While people have always taken risks and experimented with their business operations to some degree, it seems that those who do so on a relatively regular basis and avoid alienating their traditional customer base in the process can experience significant growth as a result.
According to figures collected from one study, nearly 600,000 SMEs were at risk for collapse in the UK and the Republic of Ireland. This figure has grown substantially in the last year and a half, due in part to lock-downs but also parts shortages and supply chain-related issues. Companies that took risks and found ways to innovate their operations were able to overcome some of the most serious challenges related to these problems.
Nevertheless, it’s important that business managers assess risks in a smart way before they take them.
Managing Risks without Damaging Reputations
Taking big risks could lead to large payoffs, but in many cases a failed plan could seriously hurt the finances of a company or harm their reputations. That’s why some business owners have decided the smartest route is to keep all of their current products and services around while adding additional ones on top of these in order to serve a wider basis of clients.

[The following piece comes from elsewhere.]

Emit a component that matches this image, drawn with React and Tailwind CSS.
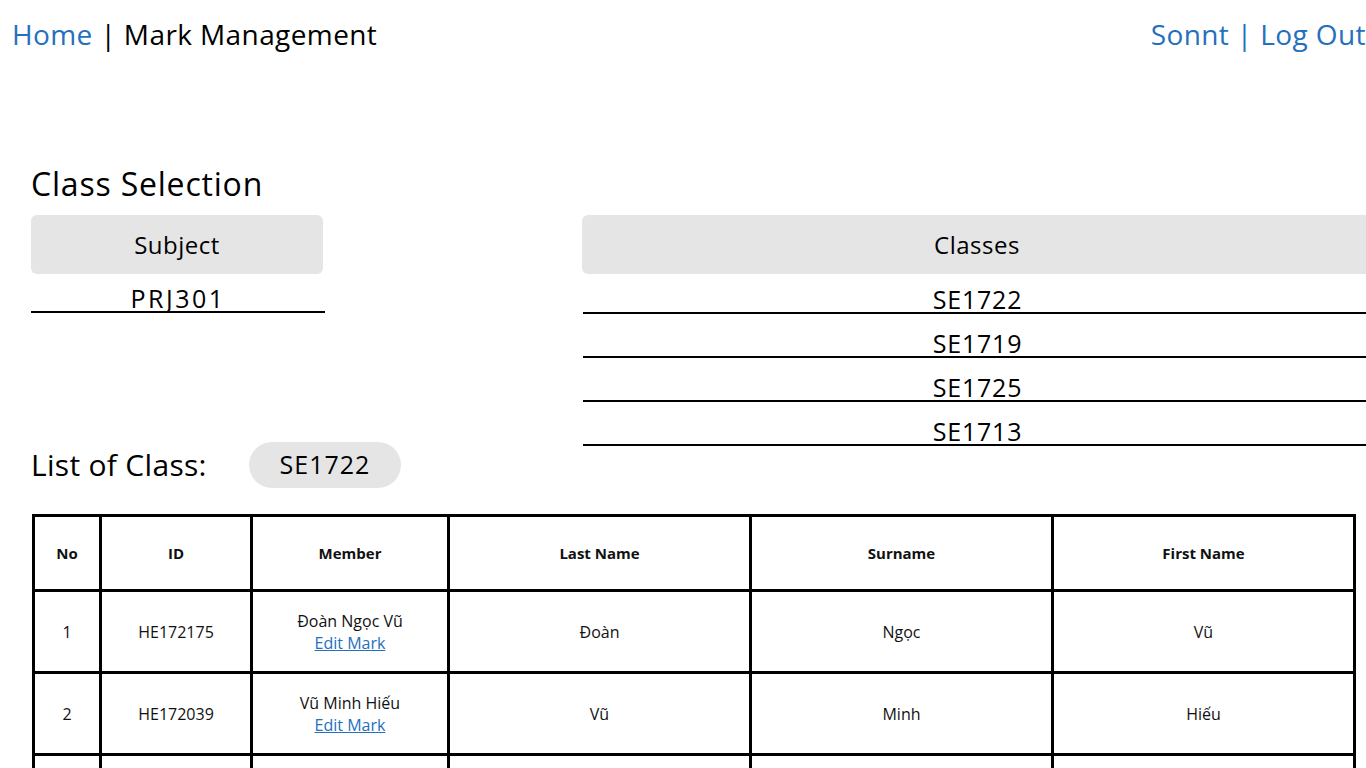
const classes = ['SE1722', 'SE1719', 'SE1725', 'SE1713'];

const students = [
  { no: 1, id: 'HE172175', member: 'Đoàn Ngọc Vũ', last: 'Đoàn', sur: 'Ngọc', first: 'Vũ' },
  { no: 2, id: 'HE172039', member: 'Vũ Minh Hiếu', last: 'Vũ', sur: 'Minh', first: 'Hiếu' },
  { no: '', id: '', member: '', last: '', sur: '', first: '' },
];

const font = { fontFamily: '"Open Sans", "Noto Sans", sans-serif' };

export default function App() {
  return (
    <div className="w-full overflow-hidden bg-white text-black" style={font}>
      <header className="flex items-start justify-between pl-3 pt-[15px] text-[28px] leading-[38px] tracking-[0.4px]">
        <div>
          <a href="#" className="text-[#2470bd]">Home</a>
          <span> | Mark Management</span>
        </div>
        <div className="text-[#2470bd] whitespace-nowrap">Sonnt | Log Out</div>
      </header>

      <div className="pl-[31px]">
        <h1 className="mt-[111px] text-[32px] leading-[40px] tracking-[0.8px]">Class Selection</h1>

        <div className="mt-[11px] flex items-start">
          <div className="flex w-[551px] shrink-0 flex-col">
            <div className="flex h-[59px] w-[292px] items-center justify-center rounded-md bg-[#e5e5e5] text-[24px] tracking-[0.5px]">
              Subject
            </div>
            <div className="mt-[11px] w-[294px] border-b-2 border-black text-center text-[25px] leading-[26px] tracking-[2.5px]">
              PRJ301
            </div>
            <div className="mt-[129px] flex items-center">
              <span className="w-[218px] text-[30px] leading-[38px] tracking-[0.3px]">List of Class:</span>
              <span className="flex h-[46px] w-[152px] items-center justify-center rounded-full bg-[#e5e5e5] text-[25px] tracking-[1px]">
                SE1722
              </span>
            </div>
          </div>

          <div className="flex w-[790px] shrink-0 flex-col">
            <div className="flex h-[59px] items-center justify-center rounded-md bg-[#e5e5e5] text-[24px] tracking-[0.5px]">
              Classes
            </div>
            {classes.map((c, i) => (
              <div
                key={c}
                className={`ml-px border-b-2 border-black text-center text-[25px] leading-[26px] tracking-[0.8px] ${i === 0 ? 'pt-[12px]' : 'pt-[16px]'}`}
              >
                {c}
              </div>
            ))}
          </div>
        </div>

        <table className="mt-[26px] ml-px w-[1323px] table-fixed border-collapse border-[3px] border-black text-[16px] text-[#111]">
          <colgroup>
            <col className="w-[67px]" />
            <col className="w-[151px]" />
            <col className="w-[197px]" />
            <col className="w-[302px]" />
            <col className="w-[302px]" />
            <col className="w-[302px]" />
          </colgroup>
          <thead>
            <tr className="h-[75px]">
              {['No', 'ID', 'Member', 'Last Name', 'Surname', 'First Name'].map((h) => (
                <th key={h} className="border-[3px] border-black text-center text-[15px] font-bold">
                  {h}
                </th>
              ))}
            </tr>
          </thead>
          <tbody>
            {students.map((s, i) => (
              <tr key={i} className="h-[82px]">
                <td className="border-[3px] border-black text-center">{s.no}</td>
                <td className="border-[3px] border-black text-center">{s.id}</td>
                <td className="border-[3px] border-black text-center leading-[22px]">
                  {s.member && (
                    <>
                      <div>{s.member}</div>
                      <a href="#" className="text-[#2470bd] underline">Edit Mark</a>
                    </>
                  )}
                </td>
                <td className="border-[3px] border-black text-center">{s.last}</td>
                <td className="border-[3px] border-black text-center">{s.sur}</td>
                <td className="border-[3px] border-black text-center">{s.first}</td>
              </tr>
            ))}
          </tbody>
        </table>
      </div>
    </div>
  );
}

Some tech-savvy managers of SMEs are trying out different kinds of cloud data integration software by turning to cloud-based tools that enable them to test platforms without fully investing in them. If something works out, then they could theoretically retain this new platform and maintain it over time. Those that don’t work out could easily be dropped. Individuals who’ve traditionally managed most of their business transactions in person may find that this is an effective way to test the waters before beginning a full-scale migration to a web-based service.
NGOs have adopted some of these measures to great success. Computer industry analysts were rather excited when a London-based theatre company used blockchain-based digital auction technology to raise money. While it’s easy to go too far and make too many dramatic moves, those who want to begin experimenting with these kinds of services should find the barriers to entry have been dropped quite a bit.
Others are instead focusing exclusively on taking risks when it comes to their marketing practices, and these too are paying off handsomely for those who manage campaigns well.
A Renewed Focus on Marketing Technologies
When it comes to arranging a marketing campaign, nothing can beat actual human-focused customer service, and there are a number of studies that have proven this. No piece of technology could possibly replace the experience and skill of trained human representatives. A smarter way to integrate technology is to train artificially intelligent agents to act on behalf of your representatives using the same knowledge that they’ve relied on.
Taking risks in this space can pay off well, but any small business owner who wishes to has to keep this in mind. Instead of trying to eliminate people, invest in a new product that will compliment your current operations. Human representatives who are suddenly empowered by new tools may prove to be far more effective than a shiny new automation package might be on its own.
Nevertheless, there is a place for business automation and small businesses that can’t afford large staffs have incorporated these into their workflows quite efficiently. Audio and video chat apps have recently been popular with those willing to make a huge leap of faith, since they’re easy to add to an existing marketing profile. As businesses look to add additional ways to communicate with prospects, it’s likely that they’ll continue experimenting with additional platforms.
While these usually don’t constitute too much risk, there’s always an opportunity cost to consider. That’s why anyone who wants to take even the slightest risk will want to figure out some way of testing whether or not they’ve made the right decision.
Judging the Return on Investment when Taking Risks
Objectively judging how well a certain decision has worked out can be very difficult in spite of the fact that it seems like there’s no lack of alleged metrics to judge performance by. Companies that already sell online can employ their existing dedicated eCommerce KPIs to figure out more about how their campaigns are doing. Those who currently don’t have any way to measure their business decisions or who want a change are encouraged to only use worthwhile standards and judge each decision based around one of these categories:
- Sales & Marketing
- Manufacturing & Production
- Project Management
- Customer Service or Experience
Chances are that you’ve seen countless other measurement systems, but these are often built around fads that don’t necessarily reflect the realities of a genuine business environment. While it might seem like this suggestion goes against the general idea of risk taking, you’ll need some neutral and objective way of figuring out which of the risks you take are the most effective. Without this, you’ll never be able to tell whether or not you’re making the right call. The average value of each order placed and the average margins involved in each sale will help you figure out which of your decisions has been the most profitable.
Acting on Your New Insights
As soon as you’ve learned what plans have been ineffective, you’ll be able to dump them. Unfortunately, a number of small business owners have been reluctant to admit when they’ve made a mistake. It’s best to completely avoid this kind of thinking.
Companies that cut their losses with bad decisions early on are usually able to avoid problems later on. This is especially true with those who would have otherwise ended up entrenched and forced to support a product line they didn’t want to later on. While it can be hard to take even calculated risks, firms who do learn to balance their decision-making process will usually grow at a respectable rate.